Btw the phpmyadmin has a page called “Status”. I check this often too. It shows me this stuff in red, which means attention items:

Innodb_buffer_pool_reads 2,684 The number of logical reads that InnoDB could not satisfy from buffer pool and had to do a single-page read. Handler_read_rnd 11 k The number of requests to read a row based on a fixed position. This is high if you are doing a lot of queries that require sorting of the result. You probably have a lot of queries that require MySQL to scan whole tables or you have joins that don’t use keys properly.Handler_read_rnd_next 48 M The number of requests to read the next row in the data file. This is high if you are doing a lot of table scans. Generally this suggests that your tables are not properly indexed or that your queries are not written to take advantage of the indexes you have. Select_full_join 429 The number of joins that do not use indexes. If this value is not 0, you should carefully check the indexes of your tables.Select_full_range_join 2 The number of joins that used a range search on a reference table.Select_range 1,119 The number of joins that used ranges on the first table. (It’s normally not critical even if this is big.)Select_range_check 0 The number of joins without keys that check for key usage after each row. (If this is not 0, you should carefully check the indexes of your tables.)Select_scan 2,732 The number of joins that did a full scan of the first table. Open_tables 156 The number of tables that are open.Opened_tables 162 The number of tables that have been opened. If opened tables is big, your table cache value is probably too small.Table_locks_immediate 21 k The number of times that a table lock was acquired immediately.Table_locks_waited 7 The number of times that a table lock could not be acquired immediately and a wait was needed. If this is high, and you have performance problems, you should first optimize your queries, and then either split your table or tables or use replication.

Any hints here?

[B]Quote:[/B]

The variables below are from my command “SHOW STATUS WHERE VALUE > 0”. No point seeing stuff where the val is zero?

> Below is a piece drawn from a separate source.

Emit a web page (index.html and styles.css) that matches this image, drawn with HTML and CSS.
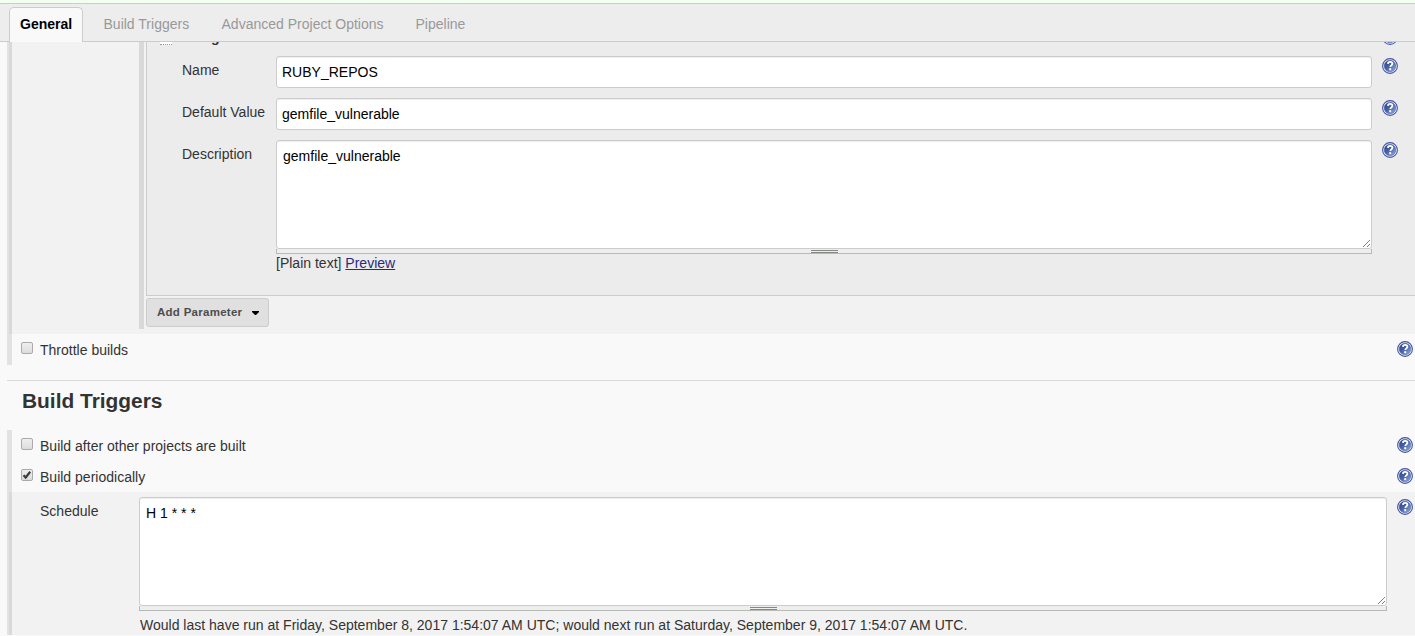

No not really but I didn't know that you had filtered them like that hence why I asked.

But no this does not reveal anything more.

I’m repeating the question:
Do you have a high CPU load during these problems?

Yes according to me you should definitely reduce the sort_buffer_size, see below.

The thing is that looking at these:

| Innodb_buffer_pool_pages_free | 699783 | | Innodb_buffer_pool_pages_total | 720896 |

I figure that your database is 720896-699783 = 21113 * 16k = ~330MB.

And this for MyISAM:

| Key_blocks_unused | 7730787 | | Key_blocks_used | 857 |

Basically means that you have never used more than 1MB of your 9GB key_buffer_size.

So all in all I figure your database is pretty small and especially compared to your amount of RAM.

And according to this:

| Qcache_free_memory | 114633544 |

You are using less than half of your 200MB QCache buffer.

That is why when looking at a lot of your server variables they just look ridiculously huge.

Your variables and some comments:

query_cache_limit=2G

This is very strange since it says that the largest result set that should be stored in the qcache is 10 times the size of the qcache size.
But the 200MB qcache_size is a good value.

table_cache=10M

This is also ridiculously huge since

  1. it is about 20 times larger than the highest possible value and
  2. According to your status value:

| Open_tables | 509 |

You don’t have that many tables open.

max_connections=5000 #max_user_connections=1500

Looking at your connections/uptime ratio which amounts to about 86 per second. And even if we should say for a sake of argument that your average query takes as long time as 3 seconds you would never have more than 258 concurrent connections.

key_buffer_size=9G

See above

join_buffer=512M

Remove this and let it be default.
This is only used when a join can’t use an index, which basically means that you are lacking proper indexes in the database.
Much better to fix the indexes than increasing this buffer.

tmp_table_size=512

Strange values since you are saying the max size is 512 bytes.
I don’t know if you need a bigger value here, but you should not need more than about 32-64M.

sort_buffer_size=1G

Also ridiculously large.
This buffer is used to store the result set of one query while it is sorted. Now if your entire database is about 350MB, do you have any query that returns all rows from all tables and needs to sort them all?
Usually a sensible value according to me is somewhere around 10-20MB but Peter seems to prove me wrong (the link you provided). So you have to try it out.

So my suggestion is that you reduce a lot of the settings above that I have pointed out.
Focus mostly on finding the slow queries and definitely reduce and set:

long_query_time=1

Then you start by filtering through these queries.
Somewhere here you should have one or more queries that you can speed up by writing it differently or adding indexes to your table.

As a comparison I can say that I work with a DB server that runs at about 1500 qps average with a 1.5 GB database at 5% cpu usage on dual quad core xeon: Intel® Xeon® Processor E5345 (8M Cache, 2.33 GHz, 1333 MHz FSB).

So it is definitely not impossible.

Good luck!